Basel 3: Capital Adequacy Ratio


Basel III is an international regulatory accord formulated by the Basel Committee that introduced a set of reforms designed to improve the regulation, supervision and risk management within the banking sector.

It builds on the Basel I and Basel II documents, and seeks to improve the banking sector’s ability to deal with financial stress, improve risk management, and strengthen banks’ transparency.


Capital Adequacy Ratio (CAR) is the ratio of a bank’s capital in relation to its risk weighted assets and current liabilities. It provides the regulators with a means of establishing whether banks and other financial institutions have sufficient capital to keep them out of difficulties.

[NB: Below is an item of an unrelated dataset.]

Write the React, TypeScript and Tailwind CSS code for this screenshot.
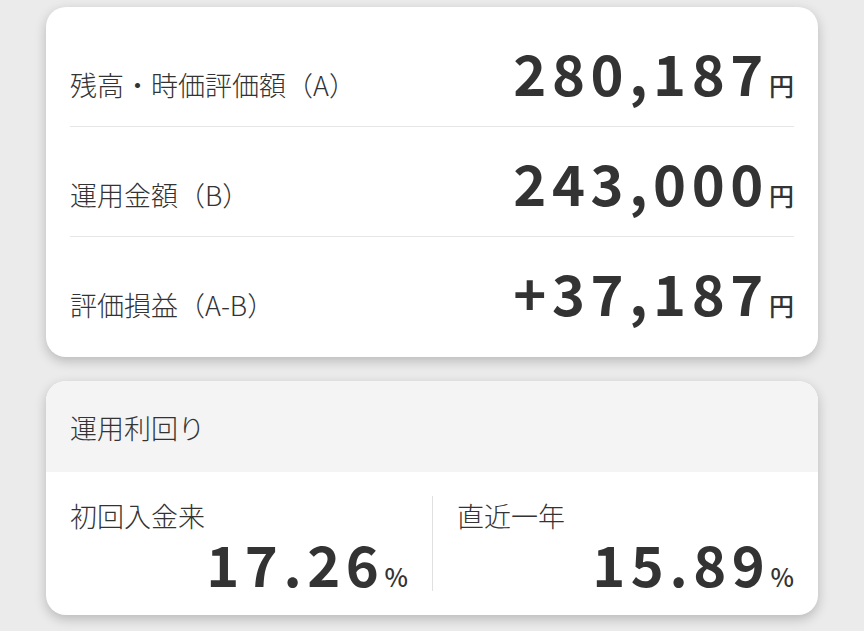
import React from "react";

const jp = "font-['Noto_Sans_CJK_JP',_'Noto_Sans',_sans-serif]";

function AmountRow({ label, value, last }: { label: string; value: string; last?: boolean }) {
  return (
    <div className={`flex h-[110px] items-center ${last ? "" : "border-b border-[#e6e6e6]"}`}>
      <div className="flex w-full items-baseline justify-between">
        <span className="text-[27px] font-light leading-none text-[#333]">{label}</span>
        <span className="flex items-baseline text-[#333]">
          <span className="text-[56px] font-bold tracking-[0.1em] leading-none">{value}</span>
          <span className="text-[25px] font-medium leading-none">円</span>
        </span>
      </div>
    </div>
  );
}

function Rate({ label, value, border }: { label: string; value: string; border?: boolean }) {
  return (
    <div className={`flex flex-col px-6 pt-[6px] ${border ? "border-l border-[#e0e0e0]" : ""}`}>
      <span className="text-[27px] font-light leading-none text-[#333]">{label}</span>
      <span className="mt-[6px] flex items-baseline justify-end text-[#333]">
        <span className="text-[56px] font-bold tracking-[0.1em] leading-none">{value}</span>
        <span className="text-[25px] font-medium leading-none">%</span>
      </span>
    </div>
  );
}

export default function App() {
  return (
    <div className={`${jp} min-h-screen bg-[#ebebeb] px-[46px] pt-[7px]`}>
      <div className="rounded-[20px] bg-white px-6 py-[10px] shadow-[0_4px_12px_rgba(0,0,0,0.22)]">
        <AmountRow label="残高・時価評価額（A）" value="280,187" />
        <AmountRow label="運用金額（B）" value="243,000" />
        <AmountRow label="評価損益（A-B）" value="+37,187" last />
      </div>

      <div className="mt-6 overflow-hidden rounded-[20px] bg-white shadow-[0_4px_12px_rgba(0,0,0,0.22)]">
        <div className="flex h-[91px] items-center bg-[#f4f4f4] px-6 pt-1 text-[27px] font-light text-[#333]">運用利回り</div>
        <div className="grid grid-cols-2 py-6">
          <Rate label="初回入金来" value="17.26" />
          <Rate label="直近一年" value="15.89" border />
        </div>
      </div>
    </div>
  );
}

The capital adequacy ratio, also known as capital-to-risk weighted assets ratio (CRAR), is used to protect depositors and promote the stability and efficiency of financial systems around the world.


The formula for calculating CAR is –

CAR = Tier 1 Capital + Tier 2 Capital / Risk Weighted Assets

The capital adequacy ratio is calculated by dividing a bank’s capital by its risk-weighted assets. The capital used to calculate the capital adequacy ratio is divided into two tiers.

  • TIER 1 CAPITAL – It consists of equity capital, ordinary share capital, intangible assets and audited revenue reserves. Tier 1 is subdivided into Common Equity Tier 1 and additional Tier 1 capital. This capital is permanently and easily available to cushion losses suffered by a bank without it being required to stop operating.
  • TIER 2 CAPITAL – It is supplementary capital of the bank and it includes undisclosed Reserves, General Loss reserves , hybrid debt capital instruments and subordinated debts with an original maturity of at least five years.


The risk weighted assets take into account credit risk, market risk and operational risk.

CREDIT RISK – It  is defined as the potential that a bank’s borrower or counterparty may fail to meet its obligations in accordance with agreed terms.

MARKET RISK – The risk to a bank resulting from movements in market prices in particular changes in interest rates, foreign exchange rates & equity & commodity prices.

OPERATIONAL RISK – Operational risk is defined as the risk of loss resulting from inadequate or failed internal processes, people and systems or from external events.


The capital adequacy ratios ensure the efficiency and stability of a nation’s financial system by lowering the risk of banks becoming insolvent.

A high capital adequacy ratio is considered favourable , since it indicates stable financial condition of the bank.

Under Basel III, all banks are required to have a Capital Adequacy Ratio of at least 8%. Since Tier 1 Capital is more important, banks are also required to have a minimum amount of this type of capital. Under Basel III, Tier 1 Capital divided by Risk-Weighted Assets needs to be at least 6%.

However, as per RBI norms, Indian scheduled commercial banks are required to maintain a CAR of 9% while Indian public sector banks are emphasized to maintain a CAR of 12%.